Tuesday 9 January 2018

#DreamingOfFlorence || Guest Post

Fresh pasta, red wine, fine art… and love? Find enchantment this year in the magical city of Florence

When Debbie Waterson’s bicycle crashes into handsome doctor Pierluigi, she wonders if her luck has changed. Determinedly single after ending a long relationship, at last, a man worth bumping into!

 Inspired to visit Florence, she soon runs headlong into that old foe: reality. But is Pierluigi the man of her dreams? Then there’s her booze obsessed boss, his forbidding secretary and her noisy inconsiderate neighbours. But could her luck be about to change? Will she find love after all?

 Warm-hearted and unputdownable, Dreaming of Florence is the perfect escape for readers of Holly Martin, Tilly Tennant and Jenny Oliver.

Guest Post





TA (Trevor) Williams tells us why Debbie, the leading lady in his latest book, Dreaming of Florence, is an English Language Teacher.

It’s because I used to be an EFL teacher.

A long time ago (I am very old) I was offered a job in an English language school in Italy. Altogether, I lived over there for almost eight years and it provided me with a wealth of memories and experience to draw upon in my writing. It also provided me with an Italian wife – I fell foul of that common occupational hazard for those involved with adult education – I fell in love with one of my students. We recently celebrated out forty-second wedding anniversary, so that worked out pretty well.

If you read Dreaming of Florence, you will come across numerous situations that are the products of my own direct experience. There’s the location of the school in the book. That place, just fifty metres from Piazza del Duomo, was where I went to work, passing the iconic cathedral everyday, and relishing the feeling Florence gives you that you are walking on the very same streets as Michelangelo or Leonardo da Vinci. On a cold winter night, when the flood of tourists has dropped to a handful, walking down a narrow lane between Renaissance palazzi can send shivers up and down your spine.

Debbie’s interview for the job in Dreaming of Florence is also based on my original interview. Mine took place in London, in the back room of a travel agency in Soho, and quickly moved on to an Indian restaurant where I made the mistake of agreeing to have what my future employer was having. Unfortunately he had a penchant for hurricane-strength vindaloo curry, which was so hot that within a very short space of time my tongue and lips had swollen so much, I could barely speak. He was clearly in a similar state, but he knew what was needed. Raising four fingers to a passing waiter he ordered four pints of lager, and I swear there was steam coming out of my mouth as I swallowed the first of my beers. Anyway, as a result, Debbie’s interview and her boss are based on mine.
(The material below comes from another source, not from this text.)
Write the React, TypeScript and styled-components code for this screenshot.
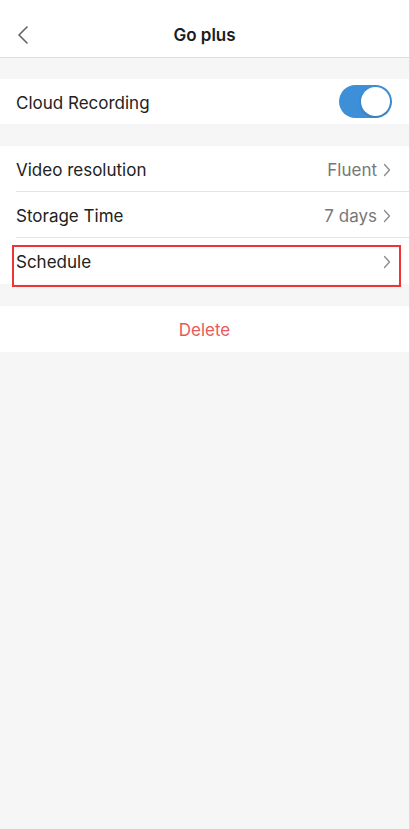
import React, { useState } from 'react'
import styled, { createGlobalStyle } from 'styled-components'

const GlobalStyle = createGlobalStyle`
  html, body {
    margin: 0;
    padding: 0;
    background: #f6f6f6;
    font-family: Inter, 'Liberation Sans', Arial, sans-serif;
  }
`

type Row = {
  label: string
  value?: string
  highlighted?: boolean
}

const rows: Row[] = [
  { label: 'Video resolution', value: 'Fluent' },
  { label: 'Storage Time', value: '7 days' },
  { label: 'Schedule', highlighted: true },
]

const Chevron = () => (
  <svg width='8' height='14' viewBox='0 0 8 14' fill='none'>
    <path d='M1.5 1.5L6.5 7L1.5 12.5' stroke='#8a8a8f' strokeWidth='1.3' strokeLinecap='round' strokeLinejoin='round' />
  </svg>
)

const App = () => {
  const [cloudOn, setCloudOn] = useState(true)

  return (
    <>
      <GlobalStyle />
      <Page>
        <Header>
          <BackButton aria-label='back'>
            <svg width='12' height='20' viewBox='0 0 12 20' fill='none'>
              <path d='M10 2L2 10L10 18' stroke='#666' strokeWidth='1.7' strokeLinecap='round' strokeLinejoin='round' />
            </svg>
          </BackButton>
          <Title>Go plus</Title>
        </Header>

        <Section $after={22}>
          <Item $height={45}>
            <Label>Cloud Recording</Label>
            <Toggle $on={cloudOn} onClick={() => setCloudOn(!cloudOn)}>
              <Knob $on={cloudOn} />
            </Toggle>
          </Item>
        </Section>

        <Section $after={22}>
          {rows.map((row, i) => (
            <Item key={row.label} $divider={i < rows.length - 1}>
              {row.highlighted && <Highlight />}
              <Label>{row.label}</Label>
              <Trailing>
                {row.value && <Value>{row.value}</Value>}
                <Chevron />
              </Trailing>
            </Item>
          ))}
        </Section>

        <Section>
          <DeleteButton>Delete</DeleteButton>
        </Section>
      </Page>
    </>
  )
}

const Page = styled.div`
  width: 409px;
  min-height: 829px;
  background: #f6f6f6;
  border-right: 1px solid #dcdcdc;
  display: flex;
  flex-direction: column;
`

const Header = styled.header`
  position: relative;
  height: 58px;
  margin-bottom: 21px;
  box-sizing: border-box;
  padding-top: 12px;
  background: #fff;
  border-bottom: 1px solid #dedede;
  display: flex;
  align-items: center;
  justify-content: center;
`

const BackButton = styled.button`
  position: absolute;
  left: 13px;
  top: 21px;
  border: none;
  background: none;
  padding: 4px;
  display: flex;
`

const Title = styled.h1`
  margin: 0;
  font-size: 17px;
  font-weight: 600;
  color: #1c1c1c;
`

const Section = styled.section<{ $after?: number }>`
  background: #fff;
  display: flex;
  flex-direction: column;
  margin-bottom: ${({ $after }) => $after ?? 0}px;
`

const Item = styled.div<{ $divider?: boolean; $height?: number }>`
  position: relative;
  height: ${({ $height }) => $height ?? 46}px;
  margin-left: 16px;
  padding: 2px 18px 0 0;
  display: flex;
  align-items: center;
  justify-content: space-between;
  border-bottom: ${({ $divider }) => ($divider ? '1px solid #e4e4e4' : 'none')};
  box-sizing: border-box;
`

const Highlight = styled.div`
  position: absolute;
  left: -4px;
  right: 8px;
  top: 7px;
  bottom: -3px;
  border: 2px solid #ee3434;
  pointer-events: none;
`

const Label = styled.span`
  font-size: 17px;
  color: #222;
`

const Trailing = styled.span`
  display: flex;
  align-items: center;
  gap: 6px;
`

const Value = styled.span`
  font-size: 17px;
  color: #777;
`

const Toggle = styled.button<{ $on: boolean }>`
  position: relative;
  width: 53px;
  height: 33px;
  margin: -2px -1px 0 0;
  border: none;
  border-radius: 17px;
  padding: 0;
  background: ${({ $on }) => ($on ? '#3d8fd8' : '#e5e5ea')};
  cursor: pointer;
`

const Knob = styled.span<{ $on: boolean }>`
  position: absolute;
  top: 2px;
  left: ${({ $on }) => ($on ? '22px' : '2px')};
  width: 29px;
  height: 29px;
  border-radius: 50%;
  background: #fff;
  box-shadow: 0 1px 3px rgba(0, 0, 0, 0.2);
`

const DeleteButton = styled.button`
  height: 46px;
  padding-top: 2px;
  border: none;
  background: #fff;
  font-family: inherit;
  font-size: 17px;
  color: #e85a5a;
  cursor: pointer;
`

export default App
Adult education meant mostly evening work and resulted in a vampire lifestyle – sleeping during the day and coming to life at night. Lessons would often go on until 10.00pm and it could be well past midnight before we got home. When, like Debbie, I found myself involved with the admin side of things, it meant for a long day, starting at nine and often not finishing until ten at night. When the weekend came around, I was oh so grateful. But what TEFL gave me (and Debbie) was the chance to meet and make friends with some lovely people – the staff and the students. I made friends back then that I still count among my best friends today.

I can still remember how lonely I felt at first – and remember, for me that was in a time without mobile phones or social media. Communication was an expensive international telephone call, or by letter. There’s something about finding yourself in a foreign place, surrounded by foreign people, only barely understanding what people are saying, that can affect even the most confident of people. But, you just have to get on with it, and that’s what I did, and what Debbie does in Dreaming of Florence. And it all worked out for me – and I promise you it also all works out for Debbie.

I hope you get the chance to read the book and, as you do, remember that a lot of what I describe in the book really happened to me.